-- Goal --
Return the listing below verbatim. Pictures do not belong in the copy.
:: Dataset section ::
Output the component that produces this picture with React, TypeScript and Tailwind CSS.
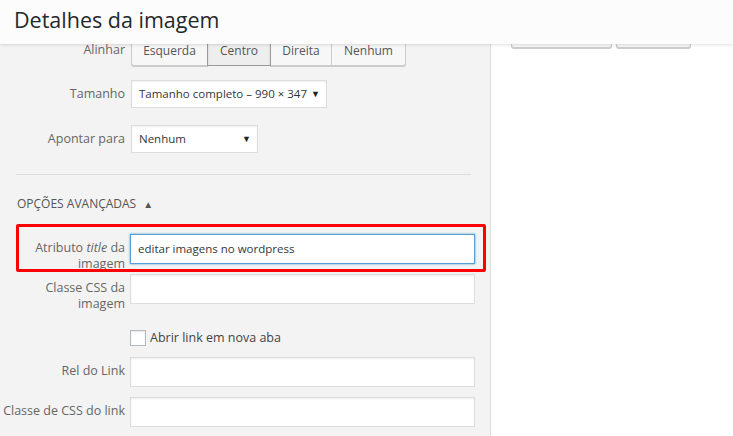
import React from 'react';

const font = { fontFamily: '"Open Sans", "Noto Sans", sans-serif' };

const Label = ({ children }: { children: React.ReactNode }) => (
  <div className="w-[130px] shrink-0 pr-[5px] pt-[6px] text-right text-[12.5px] leading-[16px] text-[#666]">
    {children}
  </div>
);

const TextInput = ({ value, focused }: { value?: string; focused?: boolean }) => (
  <div
    className={
      'flex h-[30px] w-[345px] items-center border bg-white px-[7px] text-[11.5px] text-[#32373c] ' +
      (focused
        ? 'border-[#5b9dd9] shadow-[0_0_2px_rgba(30,140,190,0.8)]'
        : 'border-[#ddd] shadow-[inset_0_1px_2px_rgba(0,0,0,0.07)]')
    }
  >
    {value}
  </div>
);

const Select = ({ value, width, pad }: { value: string; width: string; pad: string }) => (
  <div
    className={
      'ml-px flex h-[28px] items-center justify-between gap-[4px] whitespace-nowrap border border-[#ddd] bg-white pl-[7px] text-[11.5px] text-[#32373c] shadow-[inset_0_1px_2px_rgba(0,0,0,0.07)] ' +
      width +
      ' ' +
      pad
    }
  >
    <span>{value}</span>
    <span className="text-[9px] text-[#222]">▼</span>
  </div>
);

const alignButtons = ['Esquerda', 'Centro', 'Direita', 'Nenhum'];
const alignWidths = ['w-[77px]', 'w-[64px]', 'w-[62px]', 'w-[75px]'];

export default function App() {
  return (
    <div className="relative h-[436px] w-[733px] overflow-hidden bg-white" style={font}>
      {/* sticky header */}
      <div className="relative z-10 h-[44px] bg-[#fcfcfc] pl-[14px] shadow-[0_1px_3px_rgba(0,0,0,0.13)]">
        <h1 className="text-[21.5px] leading-[40px] text-[#23282d]">Detalhes da imagem</h1>
      </div>

      <div className="flex h-[392px]">
        <div className="w-[491px] shrink-0 border-r border-[#ddd] bg-[#f3f3f3]">
          {/* Alinhar */}
          <div className="mt-[-8px] flex">
            <div className="w-[130px] shrink-0 pr-[5px] pt-[6px] text-right text-[12.5px] leading-[16px] text-[#666]">
              Alinhar
            </div>
            <div className="ml-px flex h-[30px]">
              {alignButtons.map((b, i) => (
                <div
                  key={b}
                  className={
                    'flex items-end justify-center border pb-[6px] text-[12px] leading-[16px] text-[#555] ' +
                    alignWidths[i] +
                    (i > 0 ? ' -ml-px' : '') +
                    (b === 'Centro'
                      ? ' relative z-[1] border-[#999] bg-[#eee] pb-[4px] shadow-[inset_0_2px_5px_-3px_rgba(0,0,0,0.5)]'
                      : ' border-[#ccc] bg-[#f7f7f7] shadow-[0_1px_0_#ccc]') +
                    (i === 0 ? ' rounded-bl-[3px]' : '') +
                    (i === 3 ? ' rounded-br-[3px]' : '')
                  }
                >
                  {b}
                </div>
              ))}
            </div>
          </div>

          {/* Tamanho */}
          <div className="mt-[14px] flex">
            <Label>Tamanho</Label>
            <Select value="Tamanho completo – 990 × 347" width="w-[196px]" pad="pr-[9px]" />
          </div>

          {/* Apontar para */}
          <div className="mt-[17px] flex">
            <Label>Apontar para</Label>
            <Select value="Nenhum" width="w-[127px]" pad="pr-[6px]" />
          </div>

          <div className="ml-[16px] mt-[21px] w-[455px] border-t border-[#ddd]" />

          <div className="ml-[17px] mt-[20px] flex items-center gap-[7px] text-[12px] leading-[18px] text-[#555]">
            <span>OPÇÕES AVANÇADAS</span>
            <span className="text-[10px]">▲</span>
          </div>

          {/* Atributo title */}
          <div className="mt-[21px] flex">
            <Label>
              Atributo <i>title</i> da
              <br />
              imagem
            </Label>
            <TextInput value="editar imagens no wordpress" focused />
          </div>

          <div className="mt-[2px] flex">
            <Label>
              Classe CSS da
              <br />
              imagem
            </Label>
            <TextInput />
          </div>

          <div className="mt-[18px] flex items-center pl-[130px]">
            <div className="h-[16px] w-[16px] border border-[#b4b9be] bg-white shadow-[inset_0_1px_2px_rgba(0,0,0,0.1)]" />
            <span className="ml-[4px] text-[12.5px] leading-[16px] text-[#444]">Abrir link em nova aba</span>
          </div>

          <div className="mt-[11px] flex">
            <Label>Rel do Link</Label>
            <TextInput />
          </div>

          <div className="mt-[10px] flex">
            <Label>Classe de CSS do link</Label>
            <TextInput />
          </div>
        </div>

        <div className="flex-1 bg-white">
          <div className="ml-[20px] mt-[-20px] flex gap-[4px]">
            <div className="h-[24px] w-[101px] rounded-[3px] border border-[#ccc] bg-[#f7f7f7] shadow-[0_1px_0_#ccc]" />
            <div className="h-[24px] w-[75px] rounded-[3px] border border-[#ccc] bg-[#f7f7f7] shadow-[0_1px_0_#ccc]" />
          </div>
        </div>
      </div>

      {/* red highlight annotation */}
      <div className="absolute left-[16px] top-[224px] h-[48px] w-[470px] rounded-[2px] border-[3px] border-[#ff0000]" />
    </div>
  );
}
:::
-- The completed task --
Output the component that produces this picture with React, TypeScript and Tailwind CSS.
import React from 'react';

const font = { fontFamily: '"Open Sans", "Noto Sans", sans-serif' };

const Label = ({ children }: { children: React.ReactNode }) => (
  <div className="w-[130px] shrink-0 pr-[5px] pt-[6px] text-right text-[12.5px] leading-[16px] text-[#666]">
    {children}
  </div>
);

const TextInput = ({ value, focused }: { value?: string; focused?: boolean }) => (
  <div
    className={
      'flex h-[30px] w-[345px] items-center border bg-white px-[7px] text-[11.5px] text-[#32373c] ' +
      (focused
        ? 'border-[#5b9dd9] shadow-[0_0_2px_rgba(30,140,190,0.8)]'
        : 'border-[#ddd] shadow-[inset_0_1px_2px_rgba(0,0,0,0.07)]')
    }
  >
    {value}
  </div>
);

const Select = ({ value, width, pad }: { value: string; width: string; pad: string }) => (
  <div
    className={
      'ml-px flex h-[28px] items-center justify-between gap-[4px] whitespace-nowrap border border-[#ddd] bg-white pl-[7px] text-[11.5px] text-[#32373c] shadow-[inset_0_1px_2px_rgba(0,0,0,0.07)] ' +
      width +
      ' ' +
      pad
    }
  >
    <span>{value}</span>
    <span className="text-[9px] text-[#222]">▼</span>
  </div>
);

const alignButtons = ['Esquerda', 'Centro', 'Direita', 'Nenhum'];
const alignWidths = ['w-[77px]', 'w-[64px]', 'w-[62px]', 'w-[75px]'];

export default function App() {
  return (
    <div className="relative h-[436px] w-[733px] overflow-hidden bg-white" style={font}>
      {/* sticky header */}
      <div className="relative z-10 h-[44px] bg-[#fcfcfc] pl-[14px] shadow-[0_1px_3px_rgba(0,0,0,0.13)]">
        <h1 className="text-[21.5px] leading-[40px] text-[#23282d]">Detalhes da imagem</h1>
      </div>

      <div className="flex h-[392px]">
        <div className="w-[491px] shrink-0 border-r border-[#ddd] bg-[#f3f3f3]">
          {/* Alinhar */}
          <div className="mt-[-8px] flex">
            <div className="w-[130px] shrink-0 pr-[5px] pt-[6px] text-right text-[12.5px] leading-[16px] text-[#666]">
              Alinhar
            </div>
            <div className="ml-px flex h-[30px]">
              {alignButtons.map((b, i) => (
                <div
                  key={b}
                  className={
                    'flex items-end justify-center border pb-[6px] text-[12px] leading-[16px] text-[#555] ' +
                    alignWidths[i] +
                    (i > 0 ? ' -ml-px' : '') +
                    (b === 'Centro'
                      ? ' relative z-[1] border-[#999] bg-[#eee] pb-[4px] shadow-[inset_0_2px_5px_-3px_rgba(0,0,0,0.5)]'
                      : ' border-[#ccc] bg-[#f7f7f7] shadow-[0_1px_0_#ccc]') +
                    (i === 0 ? ' rounded-bl-[3px]' : '') +
                    (i === 3 ? ' rounded-br-[3px]' : '')
                  }
                >
                  {b}
                </div>
              ))}
            </div>
          </div>

          {/* Tamanho */}
          <div className="mt-[14px] flex">
            <Label>Tamanho</Label>
            <Select value="Tamanho completo – 990 × 347" width="w-[196px]" pad="pr-[9px]" />
          </div>

          {/* Apontar para */}
          <div className="mt-[17px] flex">
            <Label>Apontar para</Label>
            <Select value="Nenhum" width="w-[127px]" pad="pr-[6px]" />
          </div>

          <div className="ml-[16px] mt-[21px] w-[455px] border-t border-[#ddd]" />

          <div className="ml-[17px] mt-[20px] flex items-center gap-[7px] text-[12px] leading-[18px] text-[#555]">
            <span>OPÇÕES AVANÇADAS</span>
            <span className="text-[10px]">▲</span>
          </div>

          {/* Atributo title */}
          <div className="mt-[21px] flex">
            <Label>
              Atributo <i>title</i> da
              <br />
              imagem
            </Label>
            <TextInput value="editar imagens no wordpress" focused />
          </div>

          <div className="mt-[2px] flex">
            <Label>
              Classe CSS da
              <br />
              imagem
            </Label>
            <TextInput />
          </div>

          <div className="mt-[18px] flex items-center pl-[130px]">
            <div className="h-[16px] w-[16px] border border-[#b4b9be] bg-white shadow-[inset_0_1px_2px_rgba(0,0,0,0.1)]" />
            <span className="ml-[4px] text-[12.5px] leading-[16px] text-[#444]">Abrir link em nova aba</span>
          </div>

          <div className="mt-[11px] flex">
            <Label>Rel do Link</Label>
            <TextInput />
          </div>

          <div className="mt-[10px] flex">
            <Label>Classe de CSS do link</Label>
            <TextInput />
          </div>
        </div>

        <div className="flex-1 bg-white">
          <div className="ml-[20px] mt-[-20px] flex gap-[4px]">
            <div className="h-[24px] w-[101px] rounded-[3px] border border-[#ccc] bg-[#f7f7f7] shadow-[0_1px_0_#ccc]" />
            <div className="h-[24px] w-[75px] rounded-[3px] border border-[#ccc] bg-[#f7f7f7] shadow-[0_1px_0_#ccc]" />
          </div>
        </div>
      </div>

      {/* red highlight annotation */}
      <div className="absolute left-[16px] top-[224px] h-[48px] w-[470px] rounded-[2px] border-[3px] border-[#ff0000]" />
    </div>
  );
}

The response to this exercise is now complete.